On this day 41 years ago, Menace released their debut single, ‘Screwed Up’ b/w ‘Insane Society’.
Menace formed at North London’s Hope & Anchor in 1976, emerging from the ashes of a pub rock band with the Spinal Tapesque name Stonehenge. They were a bunch of Irish kids who’d grown up in the seedy area around Kings Cross decades before it became gentrified. Like Sham, Sparrer and to some extent Chelsea, they were one of those transitional punk bands whose grittier ‘street’ stance pointed towards Oi.

Many first generation punk bands argued that work was shit (see Sex Pistols ‘Seventeen’, The Clash ‘Career Opportunities’) – but for the second generation, unemployment became something worth criticising.

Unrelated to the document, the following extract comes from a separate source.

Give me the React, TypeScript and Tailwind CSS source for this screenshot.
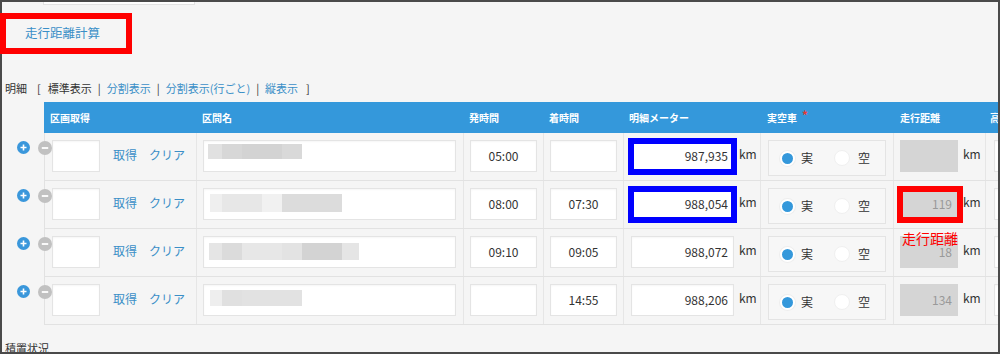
import React from 'react'

type Block = { w: number; c: string }

type Row = {
  dep: string
  arr: string
  meter: string
  dist: string
  blur: Block[]
  blurClass: string
  markMeter?: boolean
  markDist?: boolean
}

const ROWS: Row[] = [
  {
    dep: '05:00',
    arr: '',
    meter: '987,935',
    dist: '',
    blurClass: 'ml-[4px] mt-[3px] h-[15px]',
    blur: [
      { w: 14, c: '#e1e1e1' },
      { w: 20, c: '#d7d7d7' },
      { w: 40, c: '#d3d3d3' },
      { w: 20, c: '#d9d9d9' },
    ],
    markMeter: true,
  },
  {
    dep: '08:00',
    arr: '07:30',
    meter: '988,054',
    dist: '119',
    blurClass: 'ml-[6px] mt-[5px] h-[18px]',
    blur: [
      { w: 12, c: '#efefef' },
      { w: 40, c: '#e7e7e7' },
      { w: 20, c: '#f1f1f1' },
      { w: 60, c: '#dcdcdc' },
    ],
    markMeter: true,
    markDist: true,
  },
  {
    dep: '09:10',
    arr: '09:05',
    meter: '988,072',
    dist: '18',
    blurClass: 'ml-[5px] mt-[6px] h-[17px]',
    blur: [
      { w: 13, c: '#e5e5e5' },
      { w: 20, c: '#dbdbdb' },
      { w: 40, c: '#e7e7e7' },
      { w: 20, c: '#e3e3e3' },
      { w: 40, c: '#d3d3d3' },
      { w: 17, c: '#e5e5e5' },
    ],
  },
  {
    dep: '',
    arr: '14:55',
    meter: '988,206',
    dist: '134',
    blurClass: 'ml-[6px] mt-[5px] h-[16px]',
    blur: [
      { w: 12, c: '#eeeeee' },
      { w: 20, c: '#e0e0e0' },
      { w: 60, c: '#e2e2e2' },
    ],
  },
]

const box = 'h-[32px] shrink-0 border border-[#e4e4e4] bg-white shadow-[inset_0_1px_2px_rgba(0,0,0,0.04)]'
const cell = 'flex shrink-0 items-start border-r border-[#e6e6e6] pt-[7px]'

function PlusIcon() {
  return (
    <svg width="13" height="13" viewBox="0 0 13 13">
      <circle cx="6.5" cy="6.5" r="6.5" fill="#3a97db" />
      <path d="M6.5 3.5v6M3.5 6.5h6" stroke="#fff" strokeWidth="1.6" />
    </svg>
  )
}

function MinusIcon() {
  return (
    <svg width="14" height="14" viewBox="0 0 14 14">
      <circle cx="7" cy="7" r="7" fill="#c1c1c1" />
      <path d="M3.8 7h6.4" stroke="#fff" strokeWidth="1.8" />
    </svg>
  )
}

function DetailRow({ row }: { row: Row }) {
  return (
    <div className="relative flex h-[48px]">
      <div className="w-[44px] shrink-0 pl-[17px] pt-[8px]">
        <PlusIcon />
      </div>
      <div className="absolute left-[38px] top-[8px] z-[5] flex">
        <MinusIcon />
      </div>
      <div className="flex flex-1 border-b border-l border-[#e2e2e2]">
        {/* 区画取得 */}
        <div className={`${cell} w-[152px] pl-[7px]`}>
          <div className={`${box} w-[48px]`} />
          <span className="ml-[13px] leading-[30px] text-[#3a8fc7]">取得</span>
          <span className="ml-[12px] leading-[30px] text-[#3a8fc7]">クリア</span>
        </div>
        {/* 区間名 */}
        <div className={`${cell} w-[267px] pl-[6px]`}>
          <div className={`${box} w-[253px]`}>
            <div className={`flex ${row.blurClass}`}>
              {row.blur.map((b, i) => (
                <div key={i} className="h-full" style={{ width: b.w, background: b.c }} />
              ))}
            </div>
          </div>
        </div>
        {/* 発時間 */}
        <div className={`${cell} w-[80px] pl-[6px]`}>
          <div className={`${box} w-[67px] text-center leading-[30px]`}>{row.dep}</div>
        </div>
        {/* 着時間 */}
        <div className={`${cell} w-[80px] pl-[6px]`}>
          <div className={`${box} w-[67px] text-center leading-[30px]`}>{row.arr}</div>
        </div>
        {/* 明細メーター */}
        <div className={`${cell} w-[137px] pl-[7px]`}>
          <div className={`relative ${box} w-[103px] pr-[5px] text-right leading-[30px]`}>
            {row.meter}
            {row.markMeter && (
              <div className="absolute -bottom-[4px] -left-[4px] -right-[4px] -top-[3px] border-[6px] border-[#0000ff]" />
            )}
          </div>
          <span className="ml-[5px] leading-[28px]">km</span>
        </div>
        {/* 実空車 */}
        <div className={`${cell} w-[133px] pl-[7px]`}>
          <div className="flex h-[36px] w-[118px] items-center border border-[#e4e4e4] bg-[#f7f7f7] pl-[11px]">
            <div className="h-[15px] w-[15px] rounded-full border-[2px] border-white bg-[#3498db] shadow-[0_0_0_1px_#eee]" />
            <span className="ml-[6px]">実</span>
            <div className="ml-[21px] h-[16px] w-[16px] rounded-full border border-[#f0f0f0] bg-white" />
            <span className="ml-[8px]">空</span>
          </div>
        </div>
        {/* 走行距離 */}
        <div className={`${cell} w-[92px] pl-[6px]`}>
          <div className="relative h-[32px] w-[58px] shrink-0 bg-[#d5d5d5] pr-[6px] text-right leading-[32px] text-[#999]">
            {row.dist}
            {row.markDist && (
              <>
                <div className="absolute -bottom-[3px] -left-[3px] -right-[5px] -top-[2px] border-[6px] border-[#ff0000]" />
                <div className="absolute left-[2px] top-[42px] z-10 whitespace-nowrap text-[14px] leading-[16px] text-[#ff0000]">
                  走行距離
                </div>
              </>
            )}
          </div>
          <span className="ml-[5px] leading-[28px]">km</span>
        </div>
        {/* 高 */}
        <div className="flex flex-1 items-start pl-[8px] pt-[7px]">
          <div className={`${box} w-[40px]`} />
        </div>
      </div>
    </div>
  )
}

export default function App() {
  return (
    <div className="relative h-[354px] w-[1000px] overflow-hidden bg-[#f5f5f5] font-['Noto_Sans_CJK_JP',sans-serif] text-[12px] text-[#333]">
      <div className="pointer-events-none absolute inset-0 z-20 border-2 border-[#4a4a4a]" />

      <div className="ml-[43px] h-[5px] w-[152px] border-x border-b border-[#e3e3e3] bg-white" />

      <div className="relative mt-[8px] flex h-[41px] w-[132px] items-center pl-[25px] text-[12.5px] text-[#3a8fc7]">
        走行距離計算
        <div className="absolute inset-0 z-30 border-[6px] border-[#ff0000]" />
      </div>

      <div className="mt-[26px] flex h-[16px] items-center gap-[6px] pl-[5px] text-[11px] leading-[16px]">
        <span>明細</span>
        <span className="ml-[4px]">[</span>
        <span className="ml-[1px]">標準表示</span>
        <span>|</span>
        <span className="text-[#3a8fc7]">分割表示</span>
        <span>|</span>
        <span className="text-[#3a8fc7]">分割表示(行ごと)</span>
        <span>|</span>
        <span className="text-[#3a8fc7]">縦表示</span>
        <span className="ml-[2px]">]</span>
      </div>

      <div className="ml-[44px] mt-[6px] flex h-[31px] items-center bg-[#3498db] text-[10px] font-bold text-white">
        <div className="w-[152px] shrink-0 pl-[6px]">区画取得</div>
        <div className="w-[267px] shrink-0 pl-[6px]">区間名</div>
        <div className="w-[80px] shrink-0 pl-[6px]">発時間</div>
        <div className="w-[80px] shrink-0 pl-[6px]">着時間</div>
        <div className="w-[137px] shrink-0 pl-[6px]">明細メーター</div>
        <div className="flex w-[133px] shrink-0 items-start pl-[7px]">
          実空車
          <span className="ml-[5px] text-[12px] leading-[10px] text-[#e53935]">*</span>
        </div>
        <div className="w-[92px] shrink-0 pl-[7px]">走行距離</div>
        <div className="flex-1 whitespace-nowrap pl-[5px]">高</div>
      </div>

      {ROWS.map((row, i) => (
        <DetailRow key={i} row={row} />
      ))}

      <div className="mt-[16px] pl-[5px] text-[11px] leading-[14px]">積置状況</div>
    </div>
  )
}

Chelsea’s ‘Right to Work’ had come out in June. On the face of it, a self-explanatory title and lyric. According to guitarist James Stevenson, though, it was “actually an anti-union statement. [Vocalist Gene October] had been trying to get into Equity and acting and couldn’t… so it was the right to work without joining a union”.
Without going into the finer points of Equity’s closed shop policy, it’s fair to say that Thatcher fulfilled October’s dream when outlawing the practice with her anti-union Employment Act of 1990.
Menace’s take in ‘Insane Society’ was more straightforward: “if we’re working class, why ain’t we got jobs”. Two years into Blair’s ‘cool Britannia’, the reformed band would return to the subject with their comeback single, ‘Society Still Insane’ (1999): “Half of us are scratchin’ our arses, the other half are slaves to work”. By then, it had sunk in that you’re fucked either way.

Menace roadies included ‘Hoxton’ Tom McCourt and ‘Millwall’ Roi Pearce, later of 4-Skins and The Last Resort, and their shows were noted for attracting a mixed punk and skinhead audience. Menace are sometimes cited as possibly the first punk band to achieve that feat: “Sham were more overt in their leanings towards skinheads,” vocalist Noel Martin recounted later, “we had that crossover thing. We liked that idea”.